### [What the exercise asks]
Show every line containing "that" by copying it.

### [Material provided]
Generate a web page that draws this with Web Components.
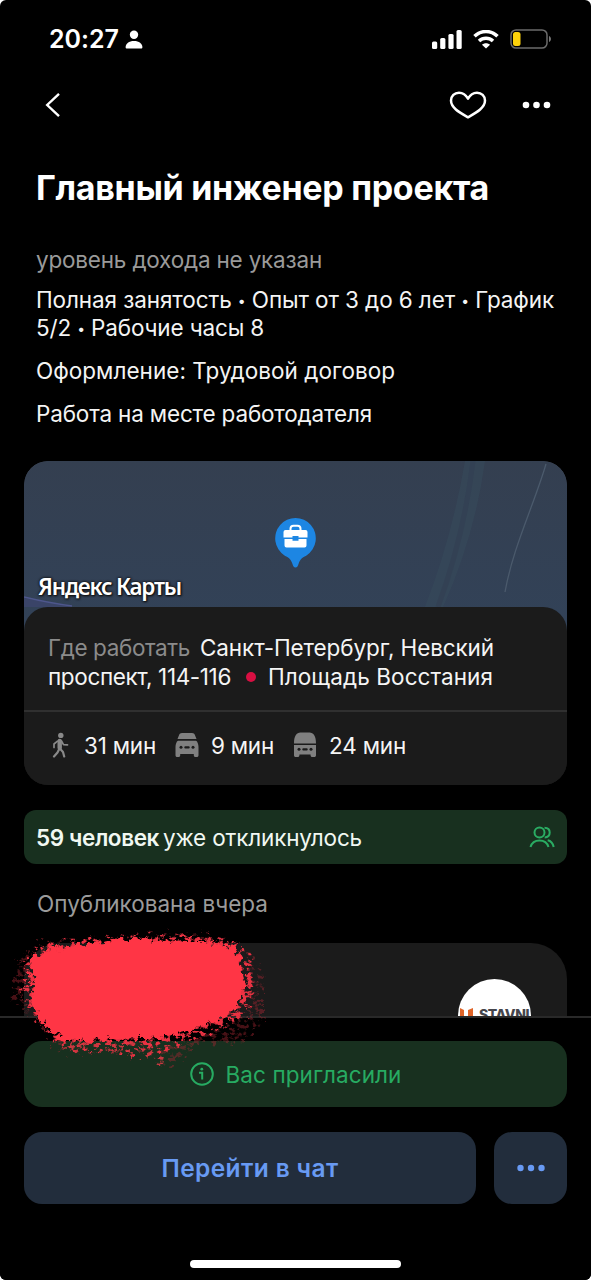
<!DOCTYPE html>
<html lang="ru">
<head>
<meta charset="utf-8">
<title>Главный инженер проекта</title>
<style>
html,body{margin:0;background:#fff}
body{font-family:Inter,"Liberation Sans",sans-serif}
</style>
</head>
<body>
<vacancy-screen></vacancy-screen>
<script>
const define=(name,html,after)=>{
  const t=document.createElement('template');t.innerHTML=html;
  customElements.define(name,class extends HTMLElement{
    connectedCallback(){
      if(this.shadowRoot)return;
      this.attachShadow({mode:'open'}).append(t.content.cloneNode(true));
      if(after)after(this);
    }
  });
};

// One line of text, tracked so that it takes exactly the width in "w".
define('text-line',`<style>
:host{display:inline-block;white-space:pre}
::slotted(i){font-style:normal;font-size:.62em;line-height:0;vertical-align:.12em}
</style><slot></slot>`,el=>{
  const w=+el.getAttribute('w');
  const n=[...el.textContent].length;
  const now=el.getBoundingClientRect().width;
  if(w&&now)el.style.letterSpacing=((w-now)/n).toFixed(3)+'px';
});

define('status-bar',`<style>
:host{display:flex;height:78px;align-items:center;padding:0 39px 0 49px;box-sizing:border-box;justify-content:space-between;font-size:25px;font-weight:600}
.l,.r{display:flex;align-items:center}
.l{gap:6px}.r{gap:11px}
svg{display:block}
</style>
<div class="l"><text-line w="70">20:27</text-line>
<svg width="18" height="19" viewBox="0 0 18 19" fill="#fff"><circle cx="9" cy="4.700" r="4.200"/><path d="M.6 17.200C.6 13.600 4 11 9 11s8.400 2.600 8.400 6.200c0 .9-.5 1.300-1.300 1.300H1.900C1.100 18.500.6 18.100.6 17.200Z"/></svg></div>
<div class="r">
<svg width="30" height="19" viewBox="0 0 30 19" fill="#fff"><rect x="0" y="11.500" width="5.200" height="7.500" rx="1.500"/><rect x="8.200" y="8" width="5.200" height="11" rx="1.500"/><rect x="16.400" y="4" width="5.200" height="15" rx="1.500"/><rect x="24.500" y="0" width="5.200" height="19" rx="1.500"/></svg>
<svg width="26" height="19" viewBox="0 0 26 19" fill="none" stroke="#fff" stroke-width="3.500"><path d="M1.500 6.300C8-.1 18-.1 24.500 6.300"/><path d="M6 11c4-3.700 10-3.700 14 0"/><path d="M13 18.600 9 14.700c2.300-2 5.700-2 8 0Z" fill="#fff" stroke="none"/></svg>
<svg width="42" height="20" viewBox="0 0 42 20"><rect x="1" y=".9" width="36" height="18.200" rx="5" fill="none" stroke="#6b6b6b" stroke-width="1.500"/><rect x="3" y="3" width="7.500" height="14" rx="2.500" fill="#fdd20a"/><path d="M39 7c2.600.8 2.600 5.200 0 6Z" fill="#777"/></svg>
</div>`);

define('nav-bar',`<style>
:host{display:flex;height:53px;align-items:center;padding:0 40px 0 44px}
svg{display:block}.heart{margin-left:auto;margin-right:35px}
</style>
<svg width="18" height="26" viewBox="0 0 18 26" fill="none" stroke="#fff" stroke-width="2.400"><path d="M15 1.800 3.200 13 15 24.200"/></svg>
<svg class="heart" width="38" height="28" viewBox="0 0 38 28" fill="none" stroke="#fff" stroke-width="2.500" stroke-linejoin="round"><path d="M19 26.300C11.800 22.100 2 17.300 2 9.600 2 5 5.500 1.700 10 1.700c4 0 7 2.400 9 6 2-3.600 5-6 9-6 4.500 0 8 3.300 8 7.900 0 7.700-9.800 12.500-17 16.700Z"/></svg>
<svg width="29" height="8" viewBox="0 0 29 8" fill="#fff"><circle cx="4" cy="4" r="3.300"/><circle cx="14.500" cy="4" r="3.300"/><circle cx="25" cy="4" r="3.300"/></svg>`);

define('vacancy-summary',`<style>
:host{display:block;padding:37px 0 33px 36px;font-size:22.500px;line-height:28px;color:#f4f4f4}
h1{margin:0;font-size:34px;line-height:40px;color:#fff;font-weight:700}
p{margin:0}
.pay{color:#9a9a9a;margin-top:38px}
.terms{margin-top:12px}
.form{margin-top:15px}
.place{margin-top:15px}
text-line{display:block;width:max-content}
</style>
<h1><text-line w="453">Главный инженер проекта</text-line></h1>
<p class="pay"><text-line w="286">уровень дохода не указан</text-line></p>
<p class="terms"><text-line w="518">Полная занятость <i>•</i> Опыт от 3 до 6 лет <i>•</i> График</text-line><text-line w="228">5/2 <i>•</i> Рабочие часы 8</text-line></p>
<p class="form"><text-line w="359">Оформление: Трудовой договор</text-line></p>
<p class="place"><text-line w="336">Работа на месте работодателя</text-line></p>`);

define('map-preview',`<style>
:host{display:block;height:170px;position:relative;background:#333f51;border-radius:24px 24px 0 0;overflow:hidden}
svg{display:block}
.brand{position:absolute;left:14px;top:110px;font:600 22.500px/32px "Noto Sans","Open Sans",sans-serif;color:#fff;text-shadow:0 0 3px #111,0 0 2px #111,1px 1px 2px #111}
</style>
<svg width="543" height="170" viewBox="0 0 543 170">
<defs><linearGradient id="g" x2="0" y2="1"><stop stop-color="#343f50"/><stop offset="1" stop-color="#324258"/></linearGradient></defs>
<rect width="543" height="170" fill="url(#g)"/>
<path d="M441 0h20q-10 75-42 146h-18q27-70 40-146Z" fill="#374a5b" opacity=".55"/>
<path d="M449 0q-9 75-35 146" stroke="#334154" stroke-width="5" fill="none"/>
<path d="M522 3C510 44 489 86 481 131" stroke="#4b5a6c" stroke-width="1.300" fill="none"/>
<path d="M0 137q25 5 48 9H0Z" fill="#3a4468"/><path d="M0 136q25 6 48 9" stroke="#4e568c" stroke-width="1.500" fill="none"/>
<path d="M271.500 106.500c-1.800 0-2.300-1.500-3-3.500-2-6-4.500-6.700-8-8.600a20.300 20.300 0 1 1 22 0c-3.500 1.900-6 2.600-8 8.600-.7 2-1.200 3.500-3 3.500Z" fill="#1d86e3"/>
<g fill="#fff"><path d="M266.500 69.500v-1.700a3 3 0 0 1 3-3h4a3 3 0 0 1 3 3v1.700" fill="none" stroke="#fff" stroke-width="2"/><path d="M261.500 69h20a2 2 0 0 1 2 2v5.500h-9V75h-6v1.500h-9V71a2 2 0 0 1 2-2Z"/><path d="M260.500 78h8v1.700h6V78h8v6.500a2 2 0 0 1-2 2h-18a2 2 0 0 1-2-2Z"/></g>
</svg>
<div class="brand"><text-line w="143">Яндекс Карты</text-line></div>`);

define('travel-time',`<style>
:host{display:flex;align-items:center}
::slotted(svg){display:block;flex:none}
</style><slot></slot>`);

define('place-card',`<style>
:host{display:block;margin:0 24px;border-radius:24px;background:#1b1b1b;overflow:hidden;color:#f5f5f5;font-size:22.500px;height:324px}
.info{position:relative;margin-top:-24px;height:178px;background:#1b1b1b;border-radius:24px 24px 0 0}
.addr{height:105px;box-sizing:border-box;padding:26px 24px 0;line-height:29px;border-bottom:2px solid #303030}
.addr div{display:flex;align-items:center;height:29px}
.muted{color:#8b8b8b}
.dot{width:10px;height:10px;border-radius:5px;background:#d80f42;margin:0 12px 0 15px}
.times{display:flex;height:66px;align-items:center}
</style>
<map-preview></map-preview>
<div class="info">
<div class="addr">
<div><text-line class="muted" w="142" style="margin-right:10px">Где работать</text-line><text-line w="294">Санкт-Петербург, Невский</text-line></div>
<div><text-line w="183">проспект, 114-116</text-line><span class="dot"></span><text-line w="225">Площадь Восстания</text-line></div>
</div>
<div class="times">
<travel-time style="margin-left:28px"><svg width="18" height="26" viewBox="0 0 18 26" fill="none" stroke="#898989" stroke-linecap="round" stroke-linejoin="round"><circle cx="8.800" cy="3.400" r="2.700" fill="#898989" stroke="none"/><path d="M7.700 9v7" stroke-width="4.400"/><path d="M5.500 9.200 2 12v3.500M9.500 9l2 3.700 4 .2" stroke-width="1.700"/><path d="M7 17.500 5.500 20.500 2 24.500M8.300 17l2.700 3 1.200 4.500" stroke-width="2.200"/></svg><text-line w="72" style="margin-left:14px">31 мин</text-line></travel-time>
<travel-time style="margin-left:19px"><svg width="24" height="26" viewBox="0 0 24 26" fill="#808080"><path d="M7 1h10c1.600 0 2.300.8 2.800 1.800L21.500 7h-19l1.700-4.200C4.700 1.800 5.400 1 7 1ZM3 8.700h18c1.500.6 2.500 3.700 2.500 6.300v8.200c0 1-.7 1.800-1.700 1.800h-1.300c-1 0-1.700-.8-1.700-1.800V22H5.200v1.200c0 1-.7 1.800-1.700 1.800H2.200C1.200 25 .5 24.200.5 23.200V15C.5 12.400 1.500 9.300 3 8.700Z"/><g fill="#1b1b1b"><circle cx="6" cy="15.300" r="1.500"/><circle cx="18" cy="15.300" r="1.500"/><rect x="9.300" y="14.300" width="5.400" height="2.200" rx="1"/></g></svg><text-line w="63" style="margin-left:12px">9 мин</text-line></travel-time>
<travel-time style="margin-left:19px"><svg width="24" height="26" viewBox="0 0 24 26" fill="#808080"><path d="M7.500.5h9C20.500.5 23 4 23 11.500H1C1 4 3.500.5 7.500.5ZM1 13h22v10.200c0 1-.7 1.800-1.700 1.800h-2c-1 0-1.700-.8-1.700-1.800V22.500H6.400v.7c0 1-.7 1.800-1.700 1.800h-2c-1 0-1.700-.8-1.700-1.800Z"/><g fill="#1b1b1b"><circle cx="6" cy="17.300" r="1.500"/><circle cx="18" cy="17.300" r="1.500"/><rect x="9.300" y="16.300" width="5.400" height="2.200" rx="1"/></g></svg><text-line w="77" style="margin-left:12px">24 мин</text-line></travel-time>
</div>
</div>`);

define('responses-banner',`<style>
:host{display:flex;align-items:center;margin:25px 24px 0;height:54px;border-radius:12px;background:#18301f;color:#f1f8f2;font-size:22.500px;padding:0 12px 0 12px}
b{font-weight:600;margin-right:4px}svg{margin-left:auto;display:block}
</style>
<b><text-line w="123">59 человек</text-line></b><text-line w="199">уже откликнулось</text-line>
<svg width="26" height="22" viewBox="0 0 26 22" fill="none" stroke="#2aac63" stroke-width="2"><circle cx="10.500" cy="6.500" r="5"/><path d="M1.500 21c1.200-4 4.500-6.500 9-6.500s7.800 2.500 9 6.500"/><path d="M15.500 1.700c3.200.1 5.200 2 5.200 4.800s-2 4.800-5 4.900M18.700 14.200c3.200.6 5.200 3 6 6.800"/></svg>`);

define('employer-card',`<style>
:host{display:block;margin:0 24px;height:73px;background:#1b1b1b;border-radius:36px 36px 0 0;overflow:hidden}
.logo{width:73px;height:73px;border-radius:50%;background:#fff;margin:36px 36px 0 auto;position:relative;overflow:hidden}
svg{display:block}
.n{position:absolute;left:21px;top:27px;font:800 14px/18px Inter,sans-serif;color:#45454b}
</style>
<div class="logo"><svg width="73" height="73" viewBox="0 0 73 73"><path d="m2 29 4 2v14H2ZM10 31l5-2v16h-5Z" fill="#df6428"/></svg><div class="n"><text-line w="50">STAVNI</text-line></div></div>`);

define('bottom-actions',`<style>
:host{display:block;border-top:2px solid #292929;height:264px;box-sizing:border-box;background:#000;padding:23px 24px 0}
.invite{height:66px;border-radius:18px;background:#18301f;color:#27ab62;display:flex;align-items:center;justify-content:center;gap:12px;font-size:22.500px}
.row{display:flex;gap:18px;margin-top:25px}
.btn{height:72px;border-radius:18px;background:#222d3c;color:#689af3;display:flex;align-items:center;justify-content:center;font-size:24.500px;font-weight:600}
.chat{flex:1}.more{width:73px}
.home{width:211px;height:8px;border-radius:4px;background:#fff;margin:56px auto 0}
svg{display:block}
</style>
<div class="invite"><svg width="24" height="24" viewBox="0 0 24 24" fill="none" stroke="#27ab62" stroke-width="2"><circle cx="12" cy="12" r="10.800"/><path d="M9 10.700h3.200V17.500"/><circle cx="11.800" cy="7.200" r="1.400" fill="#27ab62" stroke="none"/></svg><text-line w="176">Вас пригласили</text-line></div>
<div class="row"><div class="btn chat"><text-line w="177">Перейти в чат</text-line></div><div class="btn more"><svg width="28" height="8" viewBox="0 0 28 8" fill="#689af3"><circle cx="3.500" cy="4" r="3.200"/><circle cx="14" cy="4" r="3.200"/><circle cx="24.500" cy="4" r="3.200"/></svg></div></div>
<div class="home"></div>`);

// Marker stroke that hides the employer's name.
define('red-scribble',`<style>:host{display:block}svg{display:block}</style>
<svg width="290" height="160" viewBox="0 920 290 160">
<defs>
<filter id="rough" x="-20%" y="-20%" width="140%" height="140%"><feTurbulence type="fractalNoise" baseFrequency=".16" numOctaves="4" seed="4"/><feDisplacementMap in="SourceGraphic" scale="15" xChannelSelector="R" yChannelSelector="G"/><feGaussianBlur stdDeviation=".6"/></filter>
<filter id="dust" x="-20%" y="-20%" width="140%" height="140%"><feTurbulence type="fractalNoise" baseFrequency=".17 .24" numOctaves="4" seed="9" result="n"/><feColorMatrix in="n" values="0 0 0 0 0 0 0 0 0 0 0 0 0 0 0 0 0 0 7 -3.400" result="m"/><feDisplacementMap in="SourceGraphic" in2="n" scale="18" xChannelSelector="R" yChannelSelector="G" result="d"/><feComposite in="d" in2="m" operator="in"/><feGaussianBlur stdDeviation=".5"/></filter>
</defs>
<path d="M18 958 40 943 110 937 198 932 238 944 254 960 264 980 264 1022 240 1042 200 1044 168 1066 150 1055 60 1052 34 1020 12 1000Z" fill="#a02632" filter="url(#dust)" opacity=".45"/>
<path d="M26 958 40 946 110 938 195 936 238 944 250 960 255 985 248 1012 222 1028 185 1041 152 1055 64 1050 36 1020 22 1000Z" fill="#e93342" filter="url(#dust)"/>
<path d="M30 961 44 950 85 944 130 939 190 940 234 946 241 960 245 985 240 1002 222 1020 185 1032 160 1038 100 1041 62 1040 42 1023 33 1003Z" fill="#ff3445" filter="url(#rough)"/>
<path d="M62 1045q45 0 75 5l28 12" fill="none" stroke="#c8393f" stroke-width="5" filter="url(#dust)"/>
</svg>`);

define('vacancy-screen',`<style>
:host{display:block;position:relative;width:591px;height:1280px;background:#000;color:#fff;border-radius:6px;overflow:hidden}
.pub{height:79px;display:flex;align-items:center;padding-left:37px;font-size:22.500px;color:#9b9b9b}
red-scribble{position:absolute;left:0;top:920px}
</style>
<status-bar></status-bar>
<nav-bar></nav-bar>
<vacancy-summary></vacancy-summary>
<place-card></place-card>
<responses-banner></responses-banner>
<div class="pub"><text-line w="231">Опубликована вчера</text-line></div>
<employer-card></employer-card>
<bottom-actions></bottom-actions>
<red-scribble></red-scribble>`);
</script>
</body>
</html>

### [Correct answer]
Generate a web page that draws this with Web Components.
// One line of text, tracked so that it takes exactly the width in "w".
// Marker stroke that hides the employer's name.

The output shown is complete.